Chemical stability and proton conductivity of doped BaCeO3–BaZrO3 solid solutions

Barium cerate has a high proton conductivity but rather poor chemical stability in CO2-containing atmospheres. Barium zirconate, in contrast, is a rather stable material but one that exhibits low proton conductivity. In the present work, the conductivity and chemical stability of solid solutions between these compounds have been investigated, in an attempt to find a composition exhibiting both high conductivity and good stability. Compounds of general formula BaCe0.9−xZrxM0.1O3−δ, where M was Gd or Nd and x ranged from 0 to 0.4, were prepared by solid state reaction and characterized by X-ray powder diffraction, thermal gravimetric analysis (TGA) in flowing CO2, differential thermal analysis (DTA) in flowing CO2, and AC impedance spectroscopy in dry and H2O-saturated argon.
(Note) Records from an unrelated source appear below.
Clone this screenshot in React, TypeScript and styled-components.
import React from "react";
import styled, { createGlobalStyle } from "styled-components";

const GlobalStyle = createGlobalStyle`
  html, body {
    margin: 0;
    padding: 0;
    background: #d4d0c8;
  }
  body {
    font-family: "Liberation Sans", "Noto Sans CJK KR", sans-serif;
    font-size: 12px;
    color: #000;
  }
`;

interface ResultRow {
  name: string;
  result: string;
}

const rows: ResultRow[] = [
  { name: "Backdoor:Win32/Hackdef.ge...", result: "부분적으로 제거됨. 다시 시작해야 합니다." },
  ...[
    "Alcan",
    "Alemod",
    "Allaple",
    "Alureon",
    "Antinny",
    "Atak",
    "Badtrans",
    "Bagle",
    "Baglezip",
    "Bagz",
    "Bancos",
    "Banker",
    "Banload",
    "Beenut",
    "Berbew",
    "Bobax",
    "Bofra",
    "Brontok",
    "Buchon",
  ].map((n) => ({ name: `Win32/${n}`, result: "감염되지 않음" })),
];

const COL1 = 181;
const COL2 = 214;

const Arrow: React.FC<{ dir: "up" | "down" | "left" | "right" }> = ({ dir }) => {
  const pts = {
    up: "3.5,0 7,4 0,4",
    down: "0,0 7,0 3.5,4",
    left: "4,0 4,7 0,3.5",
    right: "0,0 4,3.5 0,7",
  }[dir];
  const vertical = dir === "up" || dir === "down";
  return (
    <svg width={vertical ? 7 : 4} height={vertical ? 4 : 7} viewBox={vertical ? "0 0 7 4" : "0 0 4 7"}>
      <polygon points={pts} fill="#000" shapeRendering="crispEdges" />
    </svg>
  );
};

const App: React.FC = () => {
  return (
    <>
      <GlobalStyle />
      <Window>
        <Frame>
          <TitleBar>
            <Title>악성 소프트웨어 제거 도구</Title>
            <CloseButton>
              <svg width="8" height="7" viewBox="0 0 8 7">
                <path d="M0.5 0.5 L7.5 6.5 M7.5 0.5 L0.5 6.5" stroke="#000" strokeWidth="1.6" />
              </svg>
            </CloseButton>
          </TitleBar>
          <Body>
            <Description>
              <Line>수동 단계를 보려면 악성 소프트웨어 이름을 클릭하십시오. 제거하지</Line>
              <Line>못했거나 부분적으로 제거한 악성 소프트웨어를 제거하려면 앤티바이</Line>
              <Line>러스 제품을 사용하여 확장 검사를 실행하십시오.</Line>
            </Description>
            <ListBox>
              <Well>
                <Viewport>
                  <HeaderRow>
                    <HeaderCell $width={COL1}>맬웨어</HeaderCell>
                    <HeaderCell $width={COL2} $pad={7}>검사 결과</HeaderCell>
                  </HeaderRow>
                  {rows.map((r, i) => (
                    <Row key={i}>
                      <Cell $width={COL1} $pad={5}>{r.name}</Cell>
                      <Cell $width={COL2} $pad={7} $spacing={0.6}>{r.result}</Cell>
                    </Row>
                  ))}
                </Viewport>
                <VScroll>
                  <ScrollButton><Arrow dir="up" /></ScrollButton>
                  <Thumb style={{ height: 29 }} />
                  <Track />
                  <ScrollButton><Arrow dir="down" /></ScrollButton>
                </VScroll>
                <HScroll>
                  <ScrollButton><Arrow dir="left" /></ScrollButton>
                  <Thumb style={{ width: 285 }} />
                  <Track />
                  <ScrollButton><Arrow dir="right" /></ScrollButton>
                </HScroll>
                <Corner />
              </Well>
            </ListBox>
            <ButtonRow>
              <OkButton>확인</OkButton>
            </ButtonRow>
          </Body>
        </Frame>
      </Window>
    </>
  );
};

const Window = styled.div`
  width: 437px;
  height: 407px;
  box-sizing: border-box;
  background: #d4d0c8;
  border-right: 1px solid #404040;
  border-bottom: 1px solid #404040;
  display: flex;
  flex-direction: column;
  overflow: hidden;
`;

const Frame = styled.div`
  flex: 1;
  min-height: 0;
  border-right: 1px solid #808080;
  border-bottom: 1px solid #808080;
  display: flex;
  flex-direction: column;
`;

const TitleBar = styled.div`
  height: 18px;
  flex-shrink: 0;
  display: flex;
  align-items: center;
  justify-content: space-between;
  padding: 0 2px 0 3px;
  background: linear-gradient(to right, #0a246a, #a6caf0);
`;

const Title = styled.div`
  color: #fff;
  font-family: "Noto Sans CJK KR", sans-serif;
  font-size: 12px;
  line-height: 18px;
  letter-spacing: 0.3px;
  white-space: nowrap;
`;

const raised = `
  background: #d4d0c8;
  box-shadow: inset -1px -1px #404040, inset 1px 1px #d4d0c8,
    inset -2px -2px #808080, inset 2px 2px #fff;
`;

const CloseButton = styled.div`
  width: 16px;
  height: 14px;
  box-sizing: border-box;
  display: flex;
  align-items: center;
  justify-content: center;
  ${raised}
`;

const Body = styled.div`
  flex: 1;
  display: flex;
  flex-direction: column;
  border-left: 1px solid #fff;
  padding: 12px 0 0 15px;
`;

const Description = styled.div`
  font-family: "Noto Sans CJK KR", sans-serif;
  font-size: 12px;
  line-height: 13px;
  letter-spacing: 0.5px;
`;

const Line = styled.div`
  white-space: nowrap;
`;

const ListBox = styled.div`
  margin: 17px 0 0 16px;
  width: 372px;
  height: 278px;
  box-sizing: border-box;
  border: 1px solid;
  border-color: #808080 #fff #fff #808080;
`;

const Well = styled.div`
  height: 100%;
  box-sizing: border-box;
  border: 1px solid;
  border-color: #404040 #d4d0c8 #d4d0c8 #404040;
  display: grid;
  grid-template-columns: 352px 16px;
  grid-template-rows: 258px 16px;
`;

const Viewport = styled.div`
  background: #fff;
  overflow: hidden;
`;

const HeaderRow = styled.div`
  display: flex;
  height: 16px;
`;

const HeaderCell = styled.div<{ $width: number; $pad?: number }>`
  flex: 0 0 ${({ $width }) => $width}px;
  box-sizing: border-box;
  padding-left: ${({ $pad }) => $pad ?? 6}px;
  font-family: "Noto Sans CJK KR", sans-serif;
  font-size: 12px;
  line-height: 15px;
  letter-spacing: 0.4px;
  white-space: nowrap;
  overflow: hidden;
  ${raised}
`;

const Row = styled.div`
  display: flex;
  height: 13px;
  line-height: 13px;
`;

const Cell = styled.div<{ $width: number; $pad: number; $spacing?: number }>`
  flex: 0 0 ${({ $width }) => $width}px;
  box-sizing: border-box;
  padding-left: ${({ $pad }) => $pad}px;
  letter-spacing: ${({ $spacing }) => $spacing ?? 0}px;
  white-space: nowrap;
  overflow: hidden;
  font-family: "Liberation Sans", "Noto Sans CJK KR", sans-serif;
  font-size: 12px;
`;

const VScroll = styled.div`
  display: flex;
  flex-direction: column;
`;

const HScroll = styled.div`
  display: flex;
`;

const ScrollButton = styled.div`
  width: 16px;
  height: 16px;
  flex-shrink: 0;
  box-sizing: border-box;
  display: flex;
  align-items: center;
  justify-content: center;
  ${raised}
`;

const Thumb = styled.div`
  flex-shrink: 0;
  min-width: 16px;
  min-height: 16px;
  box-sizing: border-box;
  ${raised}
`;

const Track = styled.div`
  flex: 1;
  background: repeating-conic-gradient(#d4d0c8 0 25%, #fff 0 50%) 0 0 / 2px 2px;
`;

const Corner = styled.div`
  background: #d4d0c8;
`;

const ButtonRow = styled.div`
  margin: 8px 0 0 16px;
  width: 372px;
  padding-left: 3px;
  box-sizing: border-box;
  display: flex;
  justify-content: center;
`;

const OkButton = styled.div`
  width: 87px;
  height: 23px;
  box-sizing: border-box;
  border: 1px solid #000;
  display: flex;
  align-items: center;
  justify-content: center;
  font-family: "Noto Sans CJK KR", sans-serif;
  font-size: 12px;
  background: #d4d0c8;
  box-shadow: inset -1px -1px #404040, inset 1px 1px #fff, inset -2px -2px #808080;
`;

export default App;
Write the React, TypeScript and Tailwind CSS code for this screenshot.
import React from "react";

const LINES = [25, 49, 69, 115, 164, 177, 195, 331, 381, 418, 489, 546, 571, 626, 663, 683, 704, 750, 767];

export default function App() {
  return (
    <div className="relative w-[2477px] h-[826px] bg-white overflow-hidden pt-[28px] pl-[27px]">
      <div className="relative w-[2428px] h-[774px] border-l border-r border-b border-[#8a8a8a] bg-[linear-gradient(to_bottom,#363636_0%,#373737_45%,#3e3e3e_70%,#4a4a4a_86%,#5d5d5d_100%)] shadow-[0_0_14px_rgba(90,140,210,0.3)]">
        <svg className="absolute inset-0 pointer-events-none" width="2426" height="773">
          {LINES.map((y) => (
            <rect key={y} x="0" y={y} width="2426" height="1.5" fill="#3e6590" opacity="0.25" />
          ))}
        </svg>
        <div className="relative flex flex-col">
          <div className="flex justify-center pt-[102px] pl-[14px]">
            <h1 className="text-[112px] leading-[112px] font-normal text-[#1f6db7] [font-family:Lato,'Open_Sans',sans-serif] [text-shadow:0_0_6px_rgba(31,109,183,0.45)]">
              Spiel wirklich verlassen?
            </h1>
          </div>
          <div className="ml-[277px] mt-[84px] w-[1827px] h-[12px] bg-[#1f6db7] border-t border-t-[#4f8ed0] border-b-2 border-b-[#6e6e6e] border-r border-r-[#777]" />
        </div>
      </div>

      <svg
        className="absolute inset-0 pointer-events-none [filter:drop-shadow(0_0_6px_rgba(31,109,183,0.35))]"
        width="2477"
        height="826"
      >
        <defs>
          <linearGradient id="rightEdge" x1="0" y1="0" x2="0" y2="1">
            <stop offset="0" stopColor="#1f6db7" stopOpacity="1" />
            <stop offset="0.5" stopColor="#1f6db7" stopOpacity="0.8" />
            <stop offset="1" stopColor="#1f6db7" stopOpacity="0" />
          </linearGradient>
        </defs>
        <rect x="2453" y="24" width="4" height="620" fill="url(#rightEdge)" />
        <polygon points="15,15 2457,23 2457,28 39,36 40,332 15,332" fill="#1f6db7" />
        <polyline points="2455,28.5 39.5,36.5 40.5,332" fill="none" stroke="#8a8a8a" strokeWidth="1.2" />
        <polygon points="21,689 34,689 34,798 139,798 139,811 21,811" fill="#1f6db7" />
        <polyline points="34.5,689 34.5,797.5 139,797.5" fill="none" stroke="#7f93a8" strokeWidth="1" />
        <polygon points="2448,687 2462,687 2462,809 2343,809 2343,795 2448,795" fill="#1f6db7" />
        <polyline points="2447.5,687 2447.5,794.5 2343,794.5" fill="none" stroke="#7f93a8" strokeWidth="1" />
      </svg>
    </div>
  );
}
Introduction of Zr into doped barium cerate greatly enhanced the chemical stability: for the Nd-doped system, compositions with x=0.2 or higher did not react with CO2 (under the experimental, non-equilibrium conditions), whereas for the Gd-doped system, the composition with x=0.4 did not react. Not unexpectedly, introduction of Zr also led to a decrease in conductivity and an increase in the activation energy for proton transport. Overall, Nd-doped samples exhibited higher chemical stability and lower conductivity than those doped with Gd. The composition BaCe0.7Zr0.2Nd0.1O3−δ appears to give a good compromise between conductivity and stability for fuel cell applications.